“Yes, Virginia, there is a Santa Claus,” goes the famous line in the Sun editorial of 1897, written by Francis P. Church, who goes on to give an answer that is brilliant in its simplicity. And all in a days work, the story goes.
Now I wish that I could say I received a question in the year 2012 from an 8-year old asking, “Is there really a Santa Claus?” But I would be lying. First, this column hasn’t been going for long enough to be receiving those questions. Second, in 2012 the question would likely be Googled, not asked to a columnist. So, the issue becomes a bit more complex and challenging. I’m going to tackle it by first asking a couple of questions.
Questions like, what is Virginia’s question really asking? What prompted Virginia’s letter to the Sun? One rendition goes something like this. It was Virginia’s birthday and she had received some gifts. Instead of enjoying her presents, she panicked, wondering if she was going to get any more gifts for Christmas. Some of her classmates were telling her that Santa Claus was a myth, which to an 8 year old could mean –“what, no presents?” So, Virginia decided to ask her father, who deferred the question to the Sun, saying, “If you see it in the Sun, its so.” Not a great parenting strategy, in my opinion, but it satisfied Virginia for the moment.
So, was Virginia really curious about whether or not Santa existed? Did she just want to know whether she was going to get cool stuff for Christmas? Or was she asking if there’s a magical way in which all of our wishes can get fulfilled? In the realm of magical wish fulfillment, I can see a couple of child psychologists calling the Sun’s answer, “dangerous stuff for young minds.” Would this create the idea that wishes can be fulfilled in magical ways by mystical creatures that travel in the middle of the night via uncanny means approaching the speed of light? You can see where a psychologist might not support the Sun’s response, and answer instead, “ No Virginia, there is no Santa Claus. Its just a story made up by your parents to make you behave. And parents, if you need to make up a story to discipline your kids, perhaps you should enroll in some parenting classes instead.” End of story, and Virginia’s innocence lands on the floor next to the Christmas tree with a resounding crash.

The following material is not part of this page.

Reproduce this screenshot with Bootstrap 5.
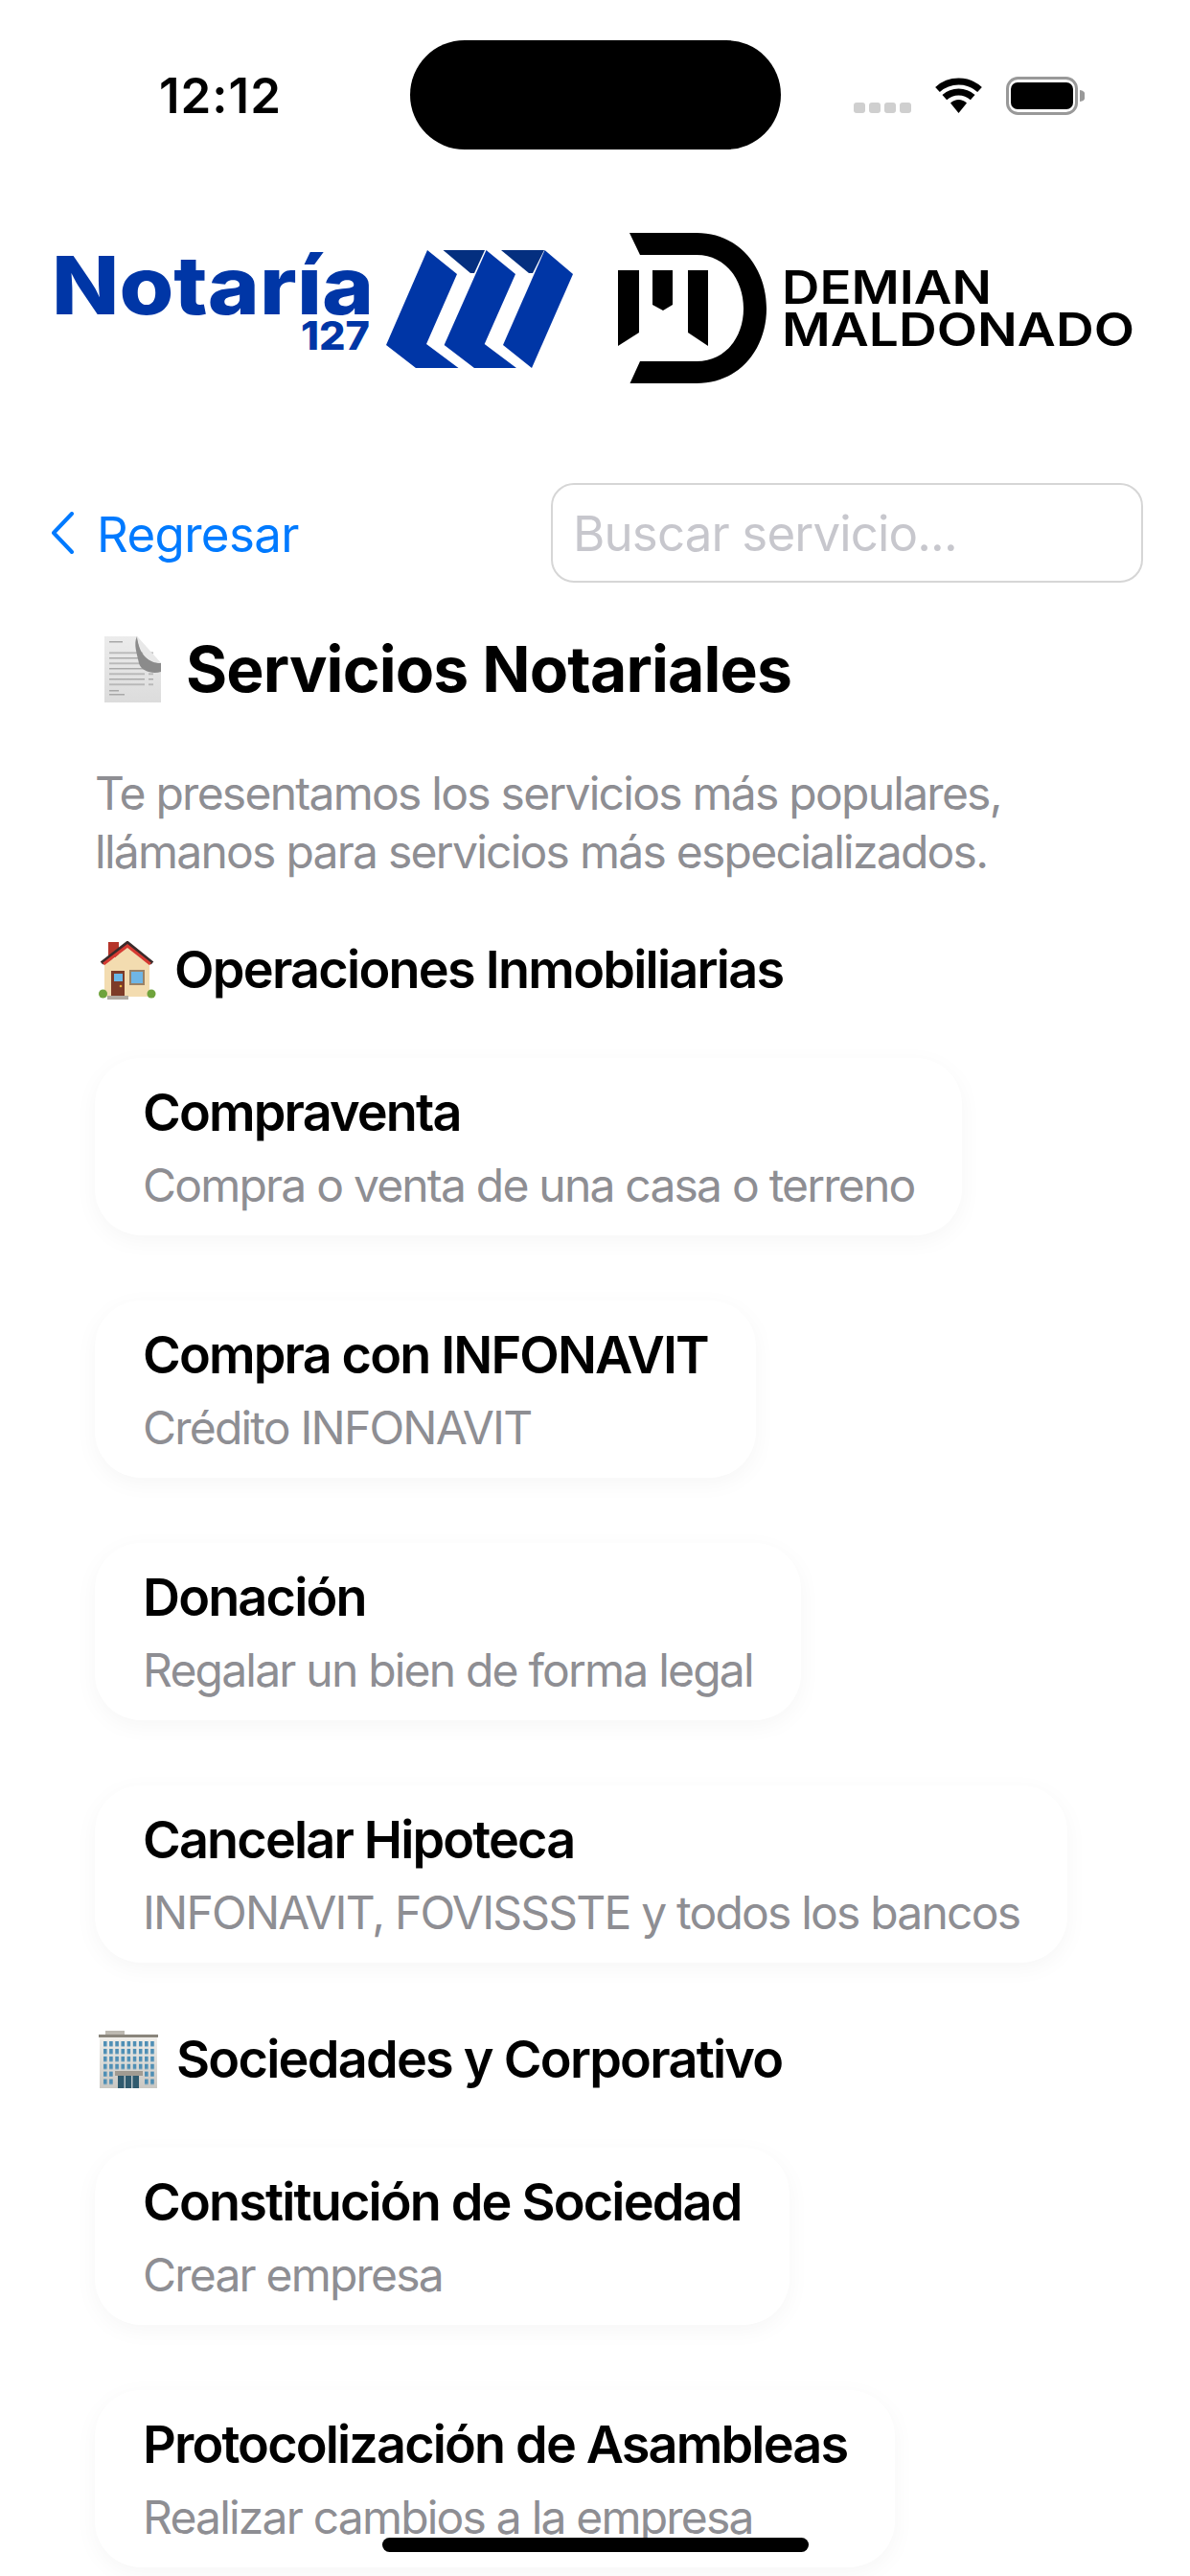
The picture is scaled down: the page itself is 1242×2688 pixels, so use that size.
<!DOCTYPE html>
<html lang="es">
<head>
  <meta charset="UTF-8" />
  <meta name="viewport" content="width=device-width, initial-scale=1.0"/>
  <title>Servicios Notariales</title>
  <link href="https://cdn.jsdelivr.net/npm/bootstrap@5.3.0/dist/css/bootstrap.min.css" rel="stylesheet">
  <style>
    body {
      background-color: #fff;
      color: #000;
      font-family: Inter, "Liberation Sans", sans-serif;
    }

    .phone-screen {
      position: relative;
      width: 1242px;
      height: 2688px;
      overflow: hidden;
    }

    .status-row {
      height: 243px;
      padding-top: 42px;
    }

    .status-time {
      width: 428px;
      padding: 33px 0 0 166px;
      font-size: 51px;
      line-height: 50px;
      font-weight: 600;
      letter-spacing: 1px;
    }

    .status-pill {
      width: 387px;
      height: 114px;
      background-color: #000;
      border-radius: 57px;
    }

    .status-icons {
      padding: 38px 0 0 76px;
      gap: 24px;
    }

    .signal-dots {
      gap: 4px;
      padding-top: 27px;
    }

    .signal-dots span {
      width: 12px;
      height: 11px;
      background-color: #cfcfcf;
      border-radius: 3px;
    }

    .logo-strip {
      display: block;
      width: 1242px;
      height: 165px;
    }

    .tool-row {
      padding: 96px 49px 0 53px;
    }

    .back-link {
      color: #007aff;
      font-size: 51px;
      line-height: 60px;
      letter-spacing: -.65px;
      gap: 24px;
      text-decoration: none;
    }

    .back-link span {
      padding-top: 3px;
    }

    .search-box.form-control {
      width: 618px;
      height: 104px;
      padding: 0 21px;
      font-size: 51px;
      letter-spacing: -.85px;
      border: 2px solid #d6d6d6;
      border-radius: 24px;
      color: #000;
    }

    .search-box::placeholder {
      color: #c7c7cd;
      opacity: 1;
    }

    .main-column {
      padding: 50px 0 0 99px;
    }

    .page-heading {
      gap: 26px;
      padding-left: 10px;
      margin: 0 0 59px;
      font-size: 66px;
      line-height: 80px;
      font-weight: 700;
      letter-spacing: -.85px;
      font-family: Inter, "Liberation Sans", sans-serif;
    }

    .page-intro {
      margin: 0;
      width: 1000px;
      font-size: 48px;
      line-height: 61px;
      letter-spacing: -1.75px;
      color: #8e8e93;
    }

    .group-heading {
      gap: 19px;
      padding-left: 4px;
      margin: 60px 0 59px;
      height: 66px;
      font-size: 54px;
      line-height: 66px;
      font-weight: 580;
      letter-spacing: -1.75px;
      font-family: Inter, "Liberation Sans", sans-serif;
    }

    .group-heading.later-group {
      margin-top: 68px;
    }

    .service-list {
      gap: 68px;
    }

    .service-item.card {
      height: 185px;
      padding: 27px 50px 20px;
      border: 0;
      border-radius: 48px;
      background-color: #fff;
      box-shadow: 0 6px 24px rgba(0, 0, 0, .04);
    }

    .service-name {
      margin: 0 0 16px;
      font-size: 54px;
      line-height: 60px;
      font-weight: 580;
      letter-spacing: -1.85px;
      font-family: Inter, "Liberation Sans", sans-serif;
      white-space: nowrap;
    }

    .service-note {
      margin: 0;
      font-size: 48px;
      line-height: 60px;
      letter-spacing: -1.8px;
      color: #8e8e93;
      white-space: nowrap;
    }

    .home-bar {
      position: absolute;
      left: 399px;
      top: 2648px;
      width: 445px;
      height: 15px;
      background-color: #000;
      border-radius: 8px;
    }
  </style>
</head>
<body>
  <div class="phone-screen">
    <div class="status-row d-flex">
      <div class="status-time">12:12</div>
      <div class="status-pill"></div>
      <div class="status-icons d-flex align-items-start">
        <div class="signal-dots d-flex"><span></span><span></span><span></span><span></span></div>
        <svg width="51" height="38" viewBox="0 0 51 38">
          <path d="M3.5 13.5A33 33 0 0 1 47.5 13.5" fill="none" stroke="#000" stroke-width="7"/>
          <path d="M10.8 21.7A22 22 0 0 1 40.2 21.7" fill="none" stroke="#000" stroke-width="7"/>
          <path d="M25.5 38L17 27.5A12 12 0 0 1 34 27.5Z" fill="#000"/>
        </svg>
        <svg width="82" height="40" viewBox="0 0 82 40">
          <rect x="1.5" y="1.5" width="72" height="37" rx="11" fill="none" stroke="#999" stroke-width="3"/>
          <rect x="5" y="6" width="65" height="28" rx="7" fill="#000"/>
          <path d="M77 14a6 6 0 0 1 0 12Z" fill="#999"/>
        </svg>
      </div>
    </div>

    <svg class="logo-strip" viewBox="0 243 1242 165">
      <g fill="#0036a6">
        <text x="54" y="328" font-family="Inter" font-weight="800" font-size="84" textLength="336" lengthAdjust="spacingAndGlyphs">Notaría</text>
        <text x="314" y="365" font-family="Inter" font-weight="800" font-size="41" textLength="72" lengthAdjust="spacingAndGlyphs">127</text>
        <path d="M446 261L477 286L445 359L478.500 384H434L403 360Z"/>
        <path d="M507.500 261L538 286L505.700 359L539 384H495L463.600 360Z"/>
        <path d="M568.500 261L598 286L555 384L525 360Z"/>
      </g>
      <g fill="#042f7f">
        <path d="M462.500 261H506L495 285H491Z"/>
        <path d="M523 261H568L556 285H552Z"/>
      </g>
      <g fill="#000">
        <path d="M657 243H727C772 243 800 280 800 322C800 364 772 400 727 400H657.500L668 377H727C757 377 776 352 776 322C776 292 757 266 727 266H668Z"/>
        <path d="M645 282H667V347L645 361Z"/>
        <path d="M681 282H702V318L692 324L681 318Z"/>
        <path d="M718 282H739V361L718 347Z"/>
        <text x="816" y="317" font-family="Inter" font-weight="600" font-size="48" textLength="219" lengthAdjust="spacingAndGlyphs">DEMIAN</text>
        <text x="816" y="361" font-family="Inter" font-weight="600" font-size="48" textLength="368" lengthAdjust="spacingAndGlyphs">MALDONADO</text>
      </g>
    </svg>

    <div class="tool-row d-flex justify-content-between align-items-center">
      <a class="back-link d-flex align-items-center" href="#">
        <svg width="24" height="44" viewBox="0 0 24 44">
          <path d="M22 2L3 22L22 42" fill="none" stroke="#007aff" stroke-width="4" stroke-linecap="round" stroke-linejoin="round"/>
        </svg>
        <span>Regresar</span>
      </a>
      <input class="search-box form-control" type="text" placeholder="Buscar servicio...">
    </div>

    <div class="main-column">
      <h1 class="page-heading d-flex align-items-center">
        <svg width="59" height="69" viewBox="0 0 59 69">
          <defs>
            <linearGradient id="docFill" x1="0" y1="0" x2="0" y2="1">
              <stop offset="0" stop-color="#ececec"/>
              <stop offset="1" stop-color="#dcdcdc"/>
            </linearGradient>
            <pattern id="docLines" width="46" height="5.500" patternUnits="userSpaceOnUse">
              <rect width="42" height="1.400" fill="#a8a8a8"/>
            </pattern>
          </defs>
          <path d="M0 0H34L59 28V69H0Z" fill="url(#docFill)"/>
          <rect x="5" y="14" width="46" height="38" fill="url(#docLines)"/>
          <rect x="5" y="5" width="14" height="1.500" fill="#a8a8a8"/>
          <rect x="5" y="56" width="10" height="1.500" fill="#a8a8a8"/>
          <rect x="5" y="60" width="16" height="1.500" fill="#a8a8a8"/>
          <path d="M34 0C36 14 40 26 59 28V37C50 40 38 36 36 28C34 18 30 8 34 0Z" fill="#8b8b8b"/>
          <path d="M34 0L59 28C46 28 38 20 34 0Z" fill="#e8e8e8"/>
        </svg>
        <span>Servicios Notariales</span>
      </h1>
      <p class="page-intro">Te presentamos los servicios más populares, llámanos para servicios más especializados.</p>

      <h2 class="group-heading d-flex align-items-center">
        <svg width="60" height="61" viewBox="0 0 60 61">
          <rect x="10" y="1" width="11" height="16" fill="#b5352a"/>
          <rect x="6" y="19" width="47" height="39" fill="#f3dcb0"/>
          <path d="M30 6L9 24H51Z" fill="#f3dcb0"/>
          <path d="M3 23L30 2L56 23" fill="none" stroke="#3a2a2a" stroke-width="4"/>
          <path d="M5 24L30 5L54 24" fill="none" stroke="#d63a32" stroke-width="3"/>
          <rect x="13" y="31" width="14" height="26" fill="#7d3b28"/>
          <rect x="16" y="34" width="9" height="8" fill="#6ab7e8"/>
          <circle cx="23" cy="47" r="1.300" fill="#e8b23a"/>
          <rect x="32" y="30" width="16" height="16" fill="#9a8266"/>
          <rect x="34" y="32" width="12" height="12" fill="#6fb6e6"/>
          <rect x="9" y="57" width="22" height="4" fill="#b0aaa2"/>
          <circle cx="4.500" cy="55" r="4.500" fill="#6fa33c"/>
          <circle cx="55" cy="55" r="4.500" fill="#6fa33c"/>
        </svg>
        <span>Operaciones Inmobiliarias</span>
      </h2>
      <div class="service-list d-flex flex-column align-items-start">
        <div class="service-item card">
          <h3 class="service-name">Compraventa</h3>
          <p class="service-note">Compra o venta de una casa o terreno</p>
        </div>
        <div class="service-item card">
          <h3 class="service-name">Compra con INFONAVIT</h3>
          <p class="service-note">Crédito INFONAVIT</p>
        </div>
        <div class="service-item card">
          <h3 class="service-name">Donación</h3>
          <p class="service-note">Regalar un bien de forma legal</p>
        </div>
        <div class="service-item card">
          <h3 class="service-name">Cancelar Hipoteca</h3>
          <p class="service-note">INFONAVIT, FOVISSSTE y todos los bancos</p>
        </div>
      </div>

      <h2 class="group-heading later-group d-flex align-items-center">
        <svg width="62" height="60" viewBox="0 0 62 60">
          <defs>
            <linearGradient id="towerFill" x1="0" y1="0" x2="0" y2="1">
              <stop offset="0" stop-color="#f0eeea"/>
              <stop offset="1" stop-color="#c9c7c2"/>
            </linearGradient>
            <pattern id="towerPanes" x="5" y="11" width="6.150" height="7.900" patternUnits="userSpaceOnUse">
              <rect width="3.600" height="5.400" fill="#4f8fb5"/>
            </pattern>
          </defs>
          <rect x="7" y="0" width="20" height="4" fill="#bcb8b0"/>
          <rect x="0" y="4" width="62" height="3" fill="#8a857c"/>
          <rect x="1" y="7" width="60" height="53" fill="url(#towerFill)"/>
          <rect x="5" y="11" width="54" height="30" fill="url(#towerPanes)"/>
          <rect x="5" y="42" width="10" height="6" fill="url(#towerPanes)"/>
          <rect x="48" y="42" width="10" height="6" fill="url(#towerPanes)"/>
          <rect x="5" y="50" width="10" height="7" fill="url(#towerPanes)"/>
          <rect x="48" y="50" width="10" height="7" fill="url(#towerPanes)"/>
          <rect x="17" y="42" width="29" height="5" fill="#a09b92"/>
          <rect x="20" y="47" width="22" height="13" fill="#2f5a6e"/>
          <rect x="26.500" y="47" width="1.500" height="13" fill="#b9c4c8"/>
          <rect x="34" y="47" width="1.500" height="13" fill="#b9c4c8"/>
        </svg>
        <span>Sociedades y Corporativo</span>
      </h2>
      <div class="service-list d-flex flex-column align-items-start">
        <div class="service-item card">
          <h3 class="service-name">Constitución de Sociedad</h3>
          <p class="service-note">Crear empresa</p>
        </div>
        <div class="service-item card">
          <h3 class="service-name">Protocolización de Asambleas</h3>
          <p class="service-note">Realizar cambios a la empresa</p>
        </div>
      </div>
    </div>

    <div class="home-bar"></div>
  </div>

  <script src="https://cdn.jsdelivr.net/npm/bootstrap@5.3.0/dist/js/bootstrap.bundle.min.js"></script>
</body>
</html>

Now, perhaps it is true that in the world of iPhones and Google, no child can really be as innocent as Virginia, and certainly no child is likely to be traumatized by finding out that Santa doesn’t really exist – at least not in the flesh and blood kind of way. So, is the question even relevant today? My answer to that is, yes, a thousand times, yes. As we find ourselves grappling with the dark side of human nature in the wake of the Sandy Hook tragedy, adults and children alike want to know the answer to Virginia’s real question – is there a reason to believe in the giving spirit, in the spirit of love and generosity? As we struggle with the reality that many children in our communities still live in poverty, and many parents continue to be unemployed or underemployed, yes, the question is more relevant than ever before.
So, is there a Santa Claus? Or perhaps a better question for today would be, “who is the Santa Claus?” If Robbie Parker, the father of a Sandy Hook victim, with love and generosity in his heart, can challenge us to be compassionate toward all the suffering families, including the family of Adam Lanza, then is he the Santa Claus? Is Mr. Macy the Santa Claus for donating a million dollars in response to Santa mail from a million children? Is Jack Fagin, a Rotarian from Saline, who matches donations every year from other Rotarians to have children enjoy a Christmas shopping trip at Meijer, the Santa Claus? Is Mr. Meijer, who donated a $1000 toward the Fagin challenge this year, a Santa Claus? Are the Saline Area firefighters, paramedics, and friends who have over 800 toys ready for delivery to local families, the Santa Claus?
Folks, I’ll leave it for you to decide. As for me, the correct answer is (e), all of the above. As long as there are Jack Fagins and Saline firefighters, and Mr. Meijers and Mr. Macys out there, I can answer truthfully, as did the editor of the Sun, over a hundred years ago, “Yes, Virginia, there is a Santa Claus. He exists as certainly as love and generosity and devotion exist, and you know that they abound and give to your life its highest beauty and joy.”